Understanding AI Hallucinations: Causes, Detection, and Prevention
A comprehensive guide to understanding why AI models hallucinate, how to detect false outputs, and strategies to prevent them in production.
Table of Contents
AI hallucinations occur when large language models generate content that sounds plausible but is factually incorrect, fabricated, or inconsistent with the input. This comprehensive guide explores the causes, detection methods, and prevention strategies for AI hallucinations.
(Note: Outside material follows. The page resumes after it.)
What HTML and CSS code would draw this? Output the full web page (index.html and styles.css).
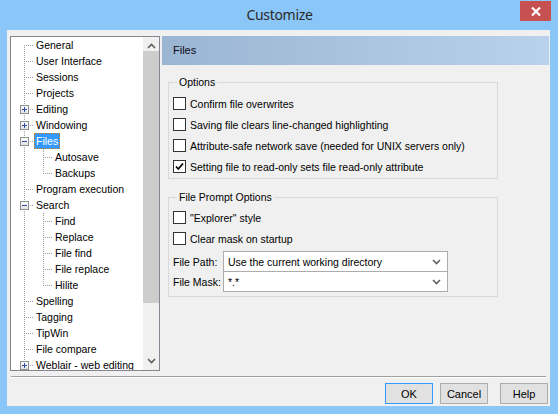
FILE: index.html
```html
<!DOCTYPE html>
<html>
<head>
<meta charset="utf-8">
<link rel="stylesheet" href="styles.css">
</head>
<body>
<div class="window">
  <div class="titlebar">
    <span class="title">Customize</span>
    <div class="close"><svg width="10" height="9" viewBox="0 0 10 9"><path d="M1 0.5 L9 8.5 M9 0.5 L1 8.5" stroke="#fff" stroke-width="2.2" fill="none"/></svg></div>
  </div>
  <div class="client">
    <div class="main">
      <div class="tree">
        <div class="tree-list">
          <div class="row"><span class="cell last t-first"></span><span class="lbl">General</span></div>
          <div class="row"><span class="cell last t-tee"></span><span class="lbl">User Interface</span></div>
          <div class="row"><span class="cell last t-tee"></span><span class="lbl">Sessions</span></div>
          <div class="row"><span class="cell last t-tee"></span><span class="lbl">Projects</span></div>
          <div class="row"><span class="cell last t-tee"><span class="exp plus"></span></span><span class="lbl">Editing</span></div>
          <div class="row"><span class="cell last t-tee"><span class="exp plus"></span></span><span class="lbl">Windowing</span></div>
          <div class="row"><span class="cell last t-tee"><span class="exp"></span></span><span class="lbl selected">Files</span></div>
          <div class="row"><span class="cell t-line"></span><span class="cell last t-tee"></span><span class="lbl">Autosave</span></div>
          <div class="row"><span class="cell t-line"></span><span class="cell last t-end"></span><span class="lbl">Backups</span></div>
          <div class="row"><span class="cell last t-tee"></span><span class="lbl">Program execution</span></div>
          <div class="row"><span class="cell last t-tee"><span class="exp"></span></span><span class="lbl">Search</span></div>
          <div class="row"><span class="cell t-line"></span><span class="cell last t-tee"></span><span class="lbl">Find</span></div>
          <div class="row"><span class="cell t-line"></span><span class="cell last t-tee"></span><span class="lbl">Replace</span></div>
          <div class="row"><span class="cell t-line"></span><span class="cell last t-tee"></span><span class="lbl">File find</span></div>
          <div class="row"><span class="cell t-line"></span><span class="cell last t-tee"></span><span class="lbl">File replace</span></div>
          <div class="row"><span class="cell t-line"></span><span class="cell last t-end"></span><span class="lbl">Hilite</span></div>
          <div class="row"><span class="cell last t-tee"></span><span class="lbl">Spelling</span></div>
          <div class="row"><span class="cell last t-tee"></span><span class="lbl">Tagging</span></div>
          <div class="row"><span class="cell last t-tee"></span><span class="lbl">TipWin</span></div>
          <div class="row"><span class="cell last t-tee"></span><span class="lbl">File compare</span></div>
          <div class="row"><span class="cell last t-tee"><span class="exp plus"></span></span><span class="lbl">Weblair - web editing</span></div>
        </div>
        <div class="scrollbar">
          <div class="sb-btn sb-up"><svg width="9" height="6" viewBox="0 0 9 6"><path d="M1 5 L4.5 1.5 L8 5" stroke="#606060" stroke-width="1.6" fill="none"/></svg></div>
          <div class="sb-thumb"></div>
          <div class="sb-track"></div>
          <div class="sb-btn sb-down"><svg width="9" height="6" viewBox="0 0 9 6"><path d="M1 1 L4.5 4.5 L8 1" stroke="#606060" stroke-width="1.6" fill="none"/></svg></div>
        </div>
      </div>
      <div class="panel">
        <div class="panel-head">Files</div>
        <fieldset class="group g-options">
          <legend>Options</legend>
          <div class="check"><span class="box"></span>Confirm file overwrites</div>
          <div class="check"><span class="box"></span>Saving file clears line-changed highlighting</div>
          <div class="check"><span class="box"></span>Attribute-safe network save (needed for UNIX servers only)</div>
          <div class="check"><span class="box"><svg width="11" height="11" viewBox="0 0 11 11"><path d="M2 5.5 L4.3 8 L9 2.5" stroke="#000" stroke-width="1.8" fill="none"/></svg></span>Setting file to read-only sets file read-only attribute</div>
        </fieldset>
        <fieldset class="group g-prompt">
          <legend>File Prompt Options</legend>
          <div class="check"><span class="box"></span>"Explorer" style</div>
          <div class="check"><span class="box"></span>Clear mask on startup</div>
          <div class="field first">
            <span class="field-label">File Path:</span>
            <div class="combo"><span class="combo-text">Use the current working directory</span><svg width="9" height="6" viewBox="0 0 9 6"><path d="M1 1 L4.5 4.5 L8 1" stroke="#606060" stroke-width="1.6" fill="none"/></svg></div>
          </div>
          <div class="field second">
            <span class="field-label">File Mask:</span>
            <div class="combo"><span class="combo-text">*.*</span><svg width="9" height="6" viewBox="0 0 9 6"><path d="M1 1 L4.5 4.5 L8 1" stroke="#606060" stroke-width="1.6" fill="none"/></svg></div>
          </div>
        </fieldset>
      </div>
    </div>
    <div class="separator"></div>
    <div class="buttons">
      <div class="btn btn-default">OK</div>
      <div class="btn btn-cancel">Cancel</div>
      <div class="btn btn-help">Help</div>
    </div>
  </div>
</div>
</body>
</html>
```
FILE: styles.css
```css
* { box-sizing: border-box; }
html, body { margin: 0; padding: 0; }
body {
  width: 558px;
  height: 414px;
  overflow: hidden;
  font-family: "Liberation Sans", Arial, sans-serif;
  font-size: 10.5px;
  color: #000;
}
.window {
  width: 558px;
  height: 414px;
  background: #8bc6f8;
  display: flex;
  flex-direction: column;
}
.titlebar {
  position: relative;
  height: 30px;
  flex: none;
  display: flex;
  align-items: center;
  justify-content: center;
}
.title {
  font-family: "Noto Sans", "Open Sans", sans-serif;
  font-size: 14px;
  letter-spacing: -0.3px;
  color: #2a2a2a;
  margin-top: -1px;
  margin-left: 1px;
}
.close {
  position: absolute;
  left: 520px;
  top: 1px;
  width: 31px;
  height: 20px;
  background: #c75050;
  display: flex;
  align-items: center;
  justify-content: center;
}
.client {
  margin: 0 8px 8px 7px;
  height: 376px;
  background: #f0f0f0;
  display: flex;
  flex-direction: column;
}
.main {
  display: flex;
  padding: 6px 1px 0 3px;
  gap: 2px;
  height: 341px;
}
.tree {
  width: 150px;
  height: 335px;
  border: 1px solid #828790;
  background: #fff;
  display: flex;
  overflow: hidden;
  flex: none;
}
.tree-list {
  flex: 1;
  overflow: hidden;
}
.row {
  height: 16px;
  display: flex;
  align-items: center;
  white-space: nowrap;
}
.cell {
  width: 19px;
  height: 16px;
  flex: none;
  display: flex;
  align-items: center;
  --dv: repeating-linear-gradient(to bottom, #a0a0a0 0 1px, transparent 1px 2px);
  --dh: repeating-linear-gradient(to right, #a0a0a0 0 1px, transparent 1px 2px);
}
.cell.last { width: 23px; }
.t-line { background: var(--dv) 13px 0 / 1px 16px no-repeat; }
.t-tee {
  background: var(--dv) 13px 0 / 1px 16px no-repeat, var(--dh) 15px 8px / 8px 1px no-repeat;
}
.t-end {
  background: var(--dv) 13px 0 / 1px 9px no-repeat, var(--dh) 15px 8px / 8px 1px no-repeat;
}
.t-first {
  background: var(--dv) 13px 8px / 1px 8px no-repeat, var(--dh) 15px 8px / 8px 1px no-repeat;
}
.exp {
  width: 9px;
  height: 9px;
  margin-left: 9px;
  margin-top: 1px;
  border: 1px solid #919191;
  display: block;
  background-image:
    linear-gradient(#2d4e9c, #2d4e9c),
    linear-gradient(#fdfdfd, #e4e4e4);
  background-size: 5px 1px, 100% 100%;
  background-position: 1px 3px, 0 0;
  background-repeat: no-repeat;
}
.exp.plus {
  background-image:
    linear-gradient(#2d4e9c, #2d4e9c),
    linear-gradient(#2d4e9c, #2d4e9c),
    linear-gradient(#fdfdfd, #e4e4e4);
  background-size: 5px 1px, 1px 5px, 100% 100%;
  background-position: 1px 3px, 3px 1px, 0 0;
}
.lbl {
  padding: 0 2px;
  height: 16px;
  line-height: 16px;
}
.lbl.selected {
  background: #3399ff;
  color: #fff;
  outline: 1px dotted #d08020;
  outline-offset: -1px;
}
.scrollbar {
  width: 16px;
  flex: none;
  background: #f0f0f0;
  display: flex;
  flex-direction: column;
}
.sb-btn {
  display: flex;
  align-items: center;
  justify-content: center;
  flex: none;
}
.sb-up { height: 14px; padding-top: 3px; }
.sb-down { height: 17px; padding-bottom: 2px; }
.sb-thumb {
  height: 252px;
  background: #cdcdcd;
  flex: none;
}
.sb-track { flex: 1; }
.panel {
  flex: 1;
  display: flex;
  flex-direction: column;
}
.panel-head {
  height: 29px;
  flex: none;
  background: linear-gradient(to right, #9ab5d2, #b9d1eb);
  padding-left: 11px;
  line-height: 29px;
  font-size: 11px;
  color: #0a0a14;
}
.group {
  margin: 10px 0 0 6px;
  width: 330px;
  border: 1px solid #d9d9d9;
  padding: 0 0 1px 4px;
}
.group legend {
  padding: 0 2px;
  margin-left: 4px;
  line-height: 14px;
  height: 14px;
}
.g-options { padding-top: 4px; }
.g-prompt { margin-top: 11px; padding-top: 3px; padding-bottom: 4px; }
.check {
  height: 21px;
  display: flex;
  align-items: center;
  gap: 4px;
  white-space: nowrap;
}
.box {
  width: 13px;
  height: 13px;
  border: 1px solid #333;
  background: #fff;
  flex: none;
  display: flex;
  align-items: center;
  justify-content: center;
}
.field {
  display: flex;
  align-items: center;
  height: 21px;
}
.field.first { margin-top: 2px; }
.field.second { margin-top: -1px; }
.field-label {
  width: 50px;
  flex: none;
  padding-top: 1px;
  white-space: nowrap;
}
.combo {
  width: 225px;
  height: 21px;
  border: 1px solid #acacac;
  background: #fff;
  display: flex;
  align-items: center;
  justify-content: space-between;
  padding: 0 6px 0 4px;
}
.combo-text { padding-top: 1px; }
.separator {
  height: 2px;
  margin: 5px 4px 0 4px;
  border-top: 1px solid #a0a0a0;
  border-bottom: 1px solid #ffffff;
}
.buttons {
  display: flex;
  justify-content: flex-end;
  padding-right: 2px;
  margin-top: 5px;
}
.btn {
  width: 48px;
  height: 21px;
  border: 1px solid #adadad;
  background: #e1e1e1;
  display: flex;
  align-items: center;
  justify-content: center;
  padding-top: 1px;
  font-size: 11px;
}
.btn-default { border-color: #3399ff; }
.btn-cancel { margin-left: 7px; }
.btn-help { margin-left: 12px; }
```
What Are AI Hallucinations?
AI hallucinations are outputs from language models that appear confident and fluent but contain false information. Unlike human mistakes, these errors aren’t based on misremembering-they’re generated by statistical patterns that don’t always align with truth.
Types of Hallucinations
There are several distinct types of AI hallucinations you should be aware of:
- Factual Hallucinations: The model generates false facts presented as truth
- Contextual Hallucinations: Output that contradicts the provided context
- Logical Hallucinations: Conclusions that don’t follow from premises
- Self-Contradictions: The model contradicts itself within a response
“Hallucinations are not bugs to be fixed but fundamental properties of how language models work. The solution is comprehensive monitoring and evaluation.”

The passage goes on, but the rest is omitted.